At the core of the long-term SLA implementation is the concept of a sliding window that is defined by a combination of two policies (message.sla.TimeWindow and message.sla.TimeUnit). The guiding principle is that in any given time window, the system will not allow more tokens to be consumed than what is allowed by the most granular rate policy defined for the request: either the message.sla.ClusterOperationRate, message.sla.ClusterServiceRate, or message.sla.ClusterRequesterRate policy (in that order).

All three examples apply only to the SLA Cluster Enforcement mediation primitive. They cannot be applied to the SLA Local Enforcement mediation primitive.

Requester level policies

In this example, a telecom network operator has exposed Terminal Location (TL) and Terminal Status (TS) services to a client (Requester1) using TWSS. Assume that the network operator assigns a weight of 10 to each TL and TS operation, and wants to restrict Requester1 to send at most 10 requests (of either TL or TS) within a time window of 600 seconds.
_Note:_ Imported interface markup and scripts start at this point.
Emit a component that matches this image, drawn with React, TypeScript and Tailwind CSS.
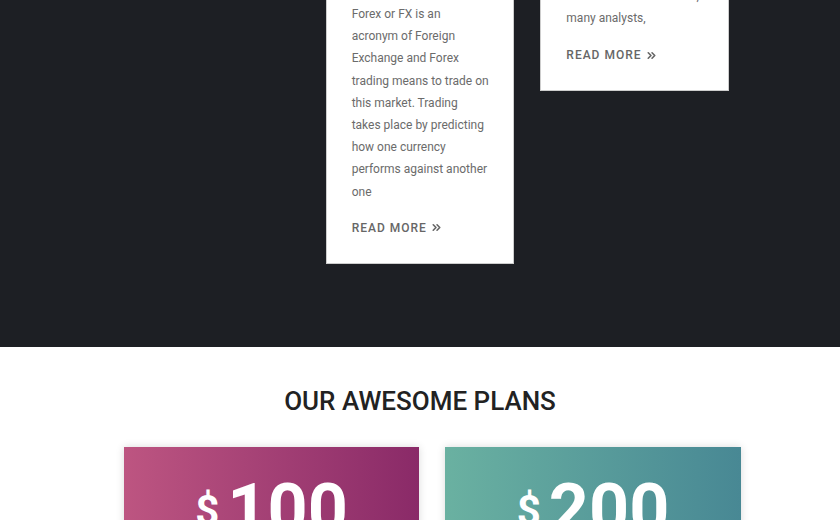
import React from "react";
import { ChevronsRight } from "lucide-react";

function ReadMore({ className = "" }: { className?: string }) {
  return (
    <div className={"flex items-center gap-[3px] text-[12px] leading-[22px] font-medium tracking-[1px] text-[#666] " + className}>
      <span>READ MORE</span>
      <ChevronsRight size={13} strokeWidth={3} className="text-[#666]" />
    </div>
  );
}

function Lines({ lines }: { lines: string[] }) {
  return (
    <p className="text-[12px] leading-[22.2px] text-[#6b6b6b] whitespace-nowrap">
      {lines.map((l, i) => (
        <span key={i} className="block">{l}</span>
      ))}
    </p>
  );
}

function Price({ amount }: { amount: string }) {
  return (
    <div className="flex items-start text-white font-bold">
      <span className="text-[42px] leading-none mt-[16px] mr-[8px]">$</span>
      <span className="text-[70px] leading-none">{amount}</span>
    </div>
  );
}

export default function App() {
  return (
    <div className="w-[840px] h-[520px] overflow-hidden bg-white" style={{ fontFamily: "Roboto, 'Liberation Sans', sans-serif" }}>
      <section className="bg-[#1d1f24] pb-[83px] overflow-hidden">
        <div className="mx-auto w-[618px] grid grid-cols-3 gap-[26px] items-start -mt-[37px]">
          <div />
          <div className="bg-white border border-[#cdcdcd] px-[25px] pt-[39px] pb-[24px]">
            <Lines
              lines={[
                "Forex or FX is an",
                "acronym of Foreign",
                "Exchange and Forex",
                "trading means to trade on",
                "this market. Trading",
                "takes place by predicting",
                "how one currency",
                "performs against another",
                "one",
              ]}
            />
            <ReadMore className="mt-[14px]" />
          </div>
          <div className="bg-white border border-[#cdcdcd] px-[25px] pt-[21px] pb-[24px]">
            <Lines lines={["forex market. As a result,", "many analysts,"]} />
            <ReadMore className="mt-[15px]" />
          </div>
        </div>
      </section>
      <section className="pt-[40px]">
        <h2 className="text-center text-[26px] leading-[29px] font-medium text-[#222]">OUR AWESOME PLANS</h2>
        <div className="mt-[31px] ml-[124px] flex gap-[26px]">
          <div className="w-[295px] h-[160px] shrink-0 bg-gradient-to-r from-[#bd5581] to-[#8a2a68] shadow-[0_0_8px_rgba(0,0,0,0.15)] flex justify-center pt-[27px]">
            <Price amount="100" />
          </div>
          <div className="w-[296px] h-[160px] shrink-0 bg-gradient-to-r from-[#6ab1a1] to-[#488894] shadow-[0_0_8px_rgba(0,0,0,0.15)] flex justify-center pt-[27px]">
            <Price amount="200" />
          </div>
        </div>
      </section>
    </div>
  );
}
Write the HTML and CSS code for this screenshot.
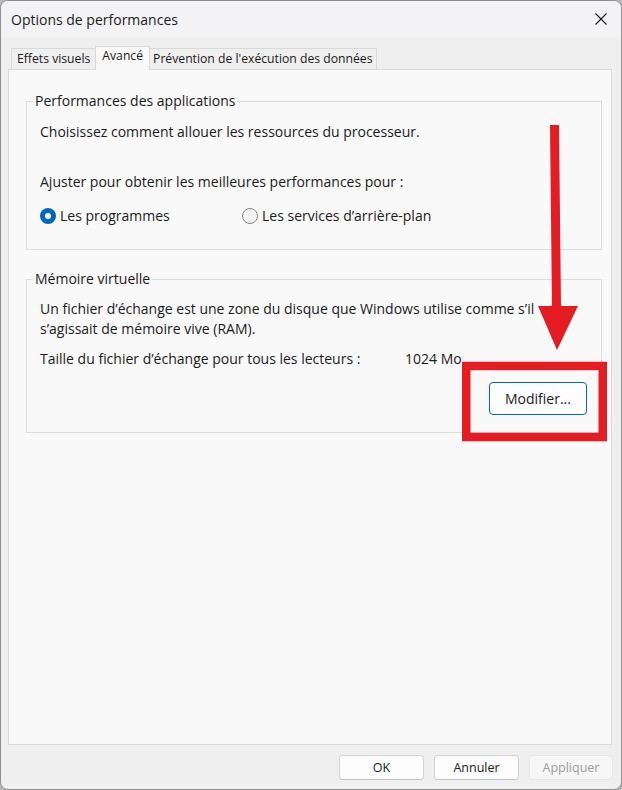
FILE: index.html
```html
<!DOCTYPE html>
<html lang="fr">
<head>
<meta charset="utf-8">
<title>Options de performances</title>
<link rel="stylesheet" href="styles.css">
</head>
<body>
<div class="window">
  <header class="titlebar">
    <span class="title">Options de performances</span>
    <span class="close" aria-label="Fermer">
      <svg width="12" height="12" viewBox="0 0 12 12"><path d="M0.5 0.5 L11.5 11.5 M11.5 0.5 L0.5 11.5" stroke="#1a1a1a" stroke-width="1.1" fill="none"/></svg>
    </span>
  </header>
  <main class="content">
    <nav class="tabs">
      <div class="tab tab-first">Effets visuels</div>
      <div class="tab active">Avancé</div>
      <div class="tab tab-last">Prévention de l'exécution des données</div>
    </nav>
    <section class="panel">
      <fieldset class="group">
        <legend>Performances des applications</legend>
        <p class="line first">Choisissez comment allouer les ressources du processeur.</p>
        <p class="line gap-lg">Ajuster pour obtenir les meilleures performances pour :</p>
        <div class="radios">
          <label class="radio"><span class="dot checked"></span>Les programmes</label>
          <label class="radio"><span class="dot"></span>Les services d’arrière-plan</label>
        </div>
      </fieldset>
      <fieldset class="group group-mem">
        <legend>Mémoire virtuelle</legend>
        <p class="line first">Un fichier d’échange est une zone du disque que Windows utilise comme s’il<br>s’agissait de mémoire vive (RAM).</p>
        <div class="line size-row">
          <span class="size-label">Taille du fichier d’échange pour tous les lecteurs :</span>
          <span>1024 Mo</span>
        </div>
        <div class="action-row">
          <button class="btn-primary">Modifier...</button>
        </div>
      </fieldset>
    </section>
  </main>
  <footer class="footer">
    <button class="btn">OK</button>
    <button class="btn">Annuler</button>
    <button class="btn disabled">Appliquer</button>
  </footer>
</div>
<svg class="annot" width="622" height="790" viewBox="0 0 622 790">
  <polygon points="550,125 559,125 561,308 552,308" fill="#e51c22"/>
  <polygon points="538,306 578,306 557,350" fill="#e51c22"/>
  <rect x="466.25" y="366" width="136.5" height="71" fill="none" stroke="#e51c22" stroke-width="8.5"/>
</svg>
</body>
</html>
```

FILE: styles.css
```css
* { box-sizing: border-box; }
html, body { margin: 0; padding: 0; }
body {
  position: relative;
  width: 622px;
  height: 790px;
  background: #b8b8b8;
  font-family: "Open Sans", "Noto Sans", sans-serif;
  color: #1a1a1a;
}
.window {
  width: 622px;
  height: 790px;
  border: 1px solid #8f8f8f;
  border-radius: 8px;
  overflow: hidden;
  display: flex;
  flex-direction: column;
  background: #efefef;
}
.titlebar {
  flex: none;
  height: 36px;
  display: flex;
  align-items: center;
  justify-content: space-between;
  padding: 0 14px 0 10px;
  background: #f3f3f5;
}
.title { font-size: 14px; }
.close { display: flex; width: 12px; height: 12px; }

.content {
  flex: 1;
  display: flex;
  flex-direction: column;
  padding: 9px 9px 0 7px;
}
.tabs {
  position: relative;
  z-index: 1;
  display: flex;
  align-items: flex-end;
  height: 24px;
  margin: 0 0 -1px 3px;
}
.tab {
  height: 21px;
  margin-bottom: 1px;
  padding: 0 4px;
  border: 1px solid #d9d9d9;
  border-bottom: 0;
  font-size: 12.2px;
  line-height: 20px;
  background: #efefef;
  white-space: nowrap;
}
.tab-first { padding: 0 5px; }
.tab-last { padding: 0 3px; }
.tab + .tab { margin-left: -1px; }
.tab.active {
  height: 24px;
  margin-bottom: 0;
  padding: 0 6px;
  background: #f9f9f9;
  line-height: 18px;
}
.panel {
  flex: 1;
  background: #f9f9f9;
  border: 1px solid #d9d9d9;
  padding: 21px 9px 0 17px;
}
.group {
  margin: 0;
  min-width: 0;
  padding: 0 13px 23px 13px;
  border: 1px solid #dcdcdc;
}
.group legend {
  padding: 0 2px;
  margin-left: -7px;
  font-size: 14px;
  line-height: 20px;
}
.group-mem { margin-top: 19px; padding-bottom: 17px; }
.line {
  margin: 0;
  font-size: 14px;
  line-height: 20px;
}
.first { margin-top: 11px; }
.group-mem .first { margin-top: 10px; }
.gap-lg { margin-top: 30px; }
.radios { display: flex; margin-top: 14px; }
.radio {
  display: flex;
  align-items: center;
  gap: 4px;
  font-size: 14px;
  line-height: 20px;
}
.radio:first-child { width: 202px; }
.dot {
  width: 16px;
  height: 16px;
  border-radius: 50%;
  border: 1px solid #858585;
  background: #f4f4f4;
}
.dot.checked {
  border: 0;
  background: #0067c0;
  display: flex;
  align-items: center;
  justify-content: center;
}
.dot.checked::after {
  content: "";
  width: 6px;
  height: 6px;
  border-radius: 50%;
  background: #fff;
}
.size-row { display: flex; margin-top: 10px; }
.size-label { width: 365px; }
.action-row { display: flex; justify-content: flex-end; margin-top: 13px; margin-right: 1px; }
.btn-primary {
  width: 98px;
  height: 33px;
  border: 1px solid #0067c0;
  border-radius: 4px;
  background: #fdfdfd;
  font-family: inherit;
  font-size: 14px;
  color: #1a1a1a;
  padding: 0;
}
.footer {
  flex: none;
  display: flex;
  justify-content: flex-end;
  gap: 10px;
  padding: 10px 8px 9px 0;
}
.btn {
  width: 85px;
  height: 25px;
  border: 1px solid #d3d3d3;
  border-bottom-color: #c4c4c4;
  border-radius: 4px;
  background: #fdfdfd;
  font-family: inherit;
  font-size: 12.5px;
  color: #1a1a1a;
  padding: 0;
}
.btn.disabled {
  width: 84px;
  background: #f6f6f6;
  border-color: #e6e6e6;
  color: #9d9d9d;
}
.annot {
  position: absolute;
  top: 0;
  left: 0;
  pointer-events: none;
}
```
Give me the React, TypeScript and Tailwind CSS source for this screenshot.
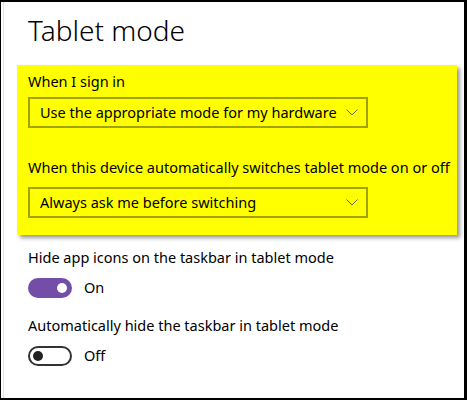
import React from 'react';

const font = { fontFamily: '"Noto Sans", "Open Sans", sans-serif' };

const Chevron = () => (
  <svg width="12" height="7" viewBox="0 0 12 7" fill="none" className="shrink-0">
    <path d="M0.5 0.5 L6 6 L11.5 0.5" stroke="#6b6b30" strokeWidth="1" />
  </svg>
);

const Select = ({ value }: { value: string }) => (
  <div className="flex h-[31px] w-[340px] items-center justify-between border-2 border-[#a3a300] pl-[10px] pr-[8px] text-[14.5px] text-black">
    <span>{value}</span>
    <Chevron />
  </div>
);

const Toggle = ({ on }: { on: boolean }) => (
  <div className="flex items-center gap-3">
    {on ? (
      <div className="flex h-[20px] w-[44px] items-center justify-end rounded-full bg-[#744da9] pr-[5px]">
        <div className="h-[10px] w-[10px] rounded-full bg-white" />
      </div>
    ) : (
      <div className="flex h-[20px] w-[44px] items-center rounded-full border-2 border-[#333] pl-[3px]">
        <div className="h-[10px] w-[10px] rounded-full bg-[#222]" />
      </div>
    )}
    <span className="text-[14.5px] text-black">{on ? 'On' : 'Off'}</span>
  </div>
);

export default function App() {
  return (
    <div style={font} className="h-[400px] w-[467px] border-t-2 border-r-[3px] border-b-2 border-l border-black bg-white">
      <div className="h-full pl-[2px]">
        <div className="h-full border-l border-[#e2e2e2]">
          <h1 className="ml-[24px] pt-[9px] text-[28px] font-light leading-[38px] text-black">Tablet mode</h1>

          <div className="ml-[13px] mt-[16px] h-[170px] w-[440px] bg-[#ffff00] pl-[11px] pt-[6px] shadow-[3px_3px_4px_rgba(0,0,0,0.4)]">
            <div className="text-[14.5px] leading-[20px] text-black">When I sign in</div>
            <div className="mt-[6px]">
              <Select value="Use the appropriate mode for my hardware" />
            </div>
            <div className="mt-[29px] text-[14.5px] leading-[20px] text-black">
              When this device automatically switches tablet mode on or off
            </div>
            <div className="mt-[10px]">
              <Select value="Always ask me before switching" />
            </div>
          </div>

          <div className="ml-[24px] mt-[12px]">
            <div className="text-[14.5px] leading-[20px] text-black">Hide app icons on the taskbar in tablet mode</div>
            <div className="mt-[10px]">
              <Toggle on />
            </div>
            <div className="mt-[16px] text-[14.5px] leading-[20px] text-black">
              Automatically hide the taskbar in tablet mode
            </div>
            <div className="mt-[10px]">
              <Toggle on={false} />
            </div>
          </div>
        </div>
      </div>
    </div>
  );
}
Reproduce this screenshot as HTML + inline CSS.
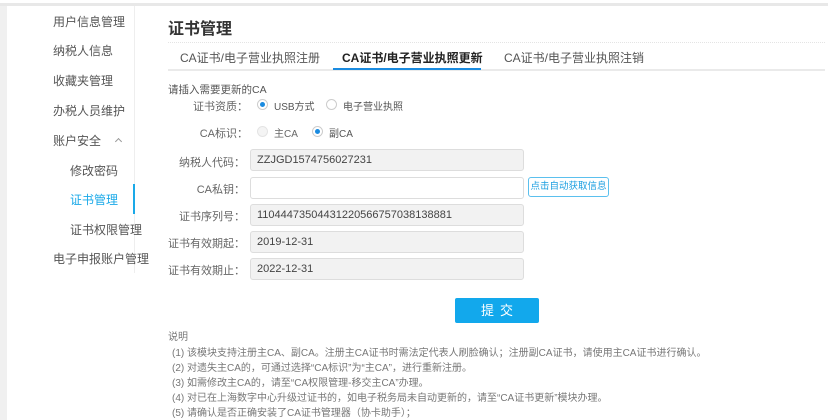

In this case, the policy set is coded as follows:
<requesterID>Requester1</requesterID>
	<policies>
		<policy attribute="message.sla.ClusterEnabled" value="true"/>
		<policy attribute="message.sla.ClusterWeight" value="10"/>
		<policy attribute="message.sla.ClusterRequesterRate" value="100"/>
		<policy attribute="message.sla.TimeUnit" value="Second"/>
		<policy attribute="message.sla.TimeWindow" value="600"/>
	</policies>		

With these policies in effect, here is an example of what would happen to a set of requests originating with Requester1. Some of the requests are rejected because the SLA policy is defined at the requester level for a time window of 600 seconds.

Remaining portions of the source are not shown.